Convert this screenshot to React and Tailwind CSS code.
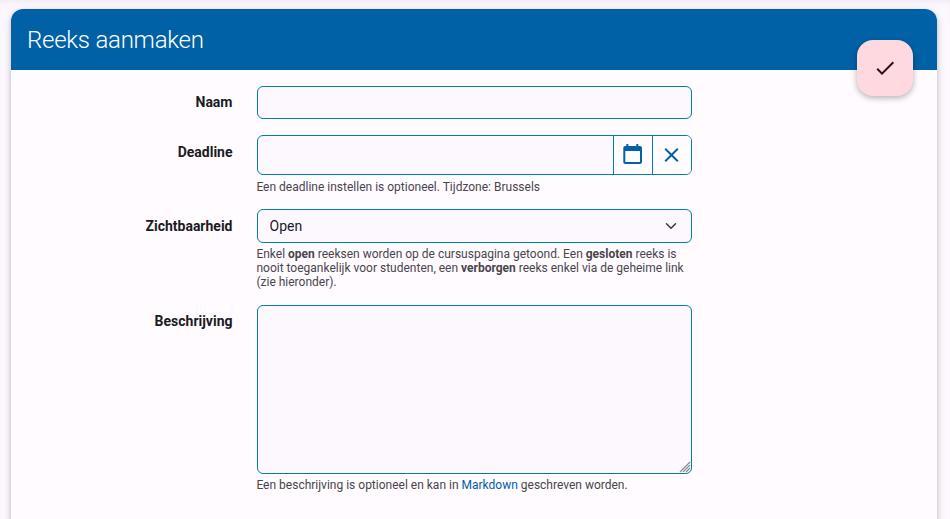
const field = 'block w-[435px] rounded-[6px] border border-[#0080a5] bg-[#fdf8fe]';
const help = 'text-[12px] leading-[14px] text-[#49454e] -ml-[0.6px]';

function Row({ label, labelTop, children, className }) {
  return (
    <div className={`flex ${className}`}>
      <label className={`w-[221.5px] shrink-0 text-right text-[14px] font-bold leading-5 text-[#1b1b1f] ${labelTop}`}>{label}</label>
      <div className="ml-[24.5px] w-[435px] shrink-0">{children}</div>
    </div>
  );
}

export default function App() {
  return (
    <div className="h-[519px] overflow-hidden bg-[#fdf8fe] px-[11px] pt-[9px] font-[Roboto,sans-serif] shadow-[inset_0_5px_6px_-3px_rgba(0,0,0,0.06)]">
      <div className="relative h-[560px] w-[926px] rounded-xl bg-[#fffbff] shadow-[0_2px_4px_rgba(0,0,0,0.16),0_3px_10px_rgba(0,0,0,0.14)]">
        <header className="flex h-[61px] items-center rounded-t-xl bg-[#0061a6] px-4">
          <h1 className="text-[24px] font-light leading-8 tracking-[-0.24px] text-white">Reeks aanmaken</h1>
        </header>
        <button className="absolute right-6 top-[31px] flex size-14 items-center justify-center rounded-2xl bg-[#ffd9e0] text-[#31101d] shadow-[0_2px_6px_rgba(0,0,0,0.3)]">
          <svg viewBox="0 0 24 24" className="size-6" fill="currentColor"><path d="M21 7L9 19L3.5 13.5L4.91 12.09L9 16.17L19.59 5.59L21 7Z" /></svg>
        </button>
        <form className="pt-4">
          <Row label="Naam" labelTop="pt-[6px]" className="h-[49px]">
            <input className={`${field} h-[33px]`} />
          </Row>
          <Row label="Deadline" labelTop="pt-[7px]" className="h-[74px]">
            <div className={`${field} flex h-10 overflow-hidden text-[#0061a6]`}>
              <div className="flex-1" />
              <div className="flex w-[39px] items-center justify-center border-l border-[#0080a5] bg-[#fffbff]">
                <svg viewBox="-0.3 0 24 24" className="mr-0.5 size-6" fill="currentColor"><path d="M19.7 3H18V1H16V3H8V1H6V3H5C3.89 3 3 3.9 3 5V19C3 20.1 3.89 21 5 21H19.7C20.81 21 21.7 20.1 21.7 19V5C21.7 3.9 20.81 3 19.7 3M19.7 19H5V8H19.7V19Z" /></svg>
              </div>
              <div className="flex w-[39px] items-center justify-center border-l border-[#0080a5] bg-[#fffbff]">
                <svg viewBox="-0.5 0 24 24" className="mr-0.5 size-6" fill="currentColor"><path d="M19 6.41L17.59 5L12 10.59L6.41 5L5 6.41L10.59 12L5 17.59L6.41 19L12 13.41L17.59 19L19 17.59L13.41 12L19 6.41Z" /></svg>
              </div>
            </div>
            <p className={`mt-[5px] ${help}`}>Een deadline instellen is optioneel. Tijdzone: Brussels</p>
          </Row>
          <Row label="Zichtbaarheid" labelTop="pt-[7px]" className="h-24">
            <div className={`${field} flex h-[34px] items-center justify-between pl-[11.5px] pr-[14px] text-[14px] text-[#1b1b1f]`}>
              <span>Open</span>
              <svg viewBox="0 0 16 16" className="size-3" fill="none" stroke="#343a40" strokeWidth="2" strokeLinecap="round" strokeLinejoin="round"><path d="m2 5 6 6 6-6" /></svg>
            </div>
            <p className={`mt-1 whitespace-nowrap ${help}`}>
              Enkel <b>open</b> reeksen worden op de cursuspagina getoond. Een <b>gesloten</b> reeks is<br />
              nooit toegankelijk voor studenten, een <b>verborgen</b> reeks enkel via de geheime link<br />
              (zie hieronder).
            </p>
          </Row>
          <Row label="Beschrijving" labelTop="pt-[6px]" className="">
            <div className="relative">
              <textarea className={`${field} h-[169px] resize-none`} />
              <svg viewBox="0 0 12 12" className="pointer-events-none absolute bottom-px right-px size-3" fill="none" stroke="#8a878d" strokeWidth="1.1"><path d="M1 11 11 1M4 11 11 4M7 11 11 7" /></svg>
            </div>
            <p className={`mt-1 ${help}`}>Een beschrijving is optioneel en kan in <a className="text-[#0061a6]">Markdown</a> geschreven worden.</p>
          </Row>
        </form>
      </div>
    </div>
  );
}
++++
== What to work on ==
Write out each line of the listing above, exactly, from its first line to the line holding "const help = 'text-[12px]", inclusive. Skip the pictures.

== Result of this task ==
Convert this screenshot to React and Tailwind CSS code.
const field = 'block w-[435px] rounded-[6px] border border-[#0080a5] bg-[#fdf8fe]';
const help = 'text-[12px] leading-[14px] text-[#49454e] -ml-[0.6px]';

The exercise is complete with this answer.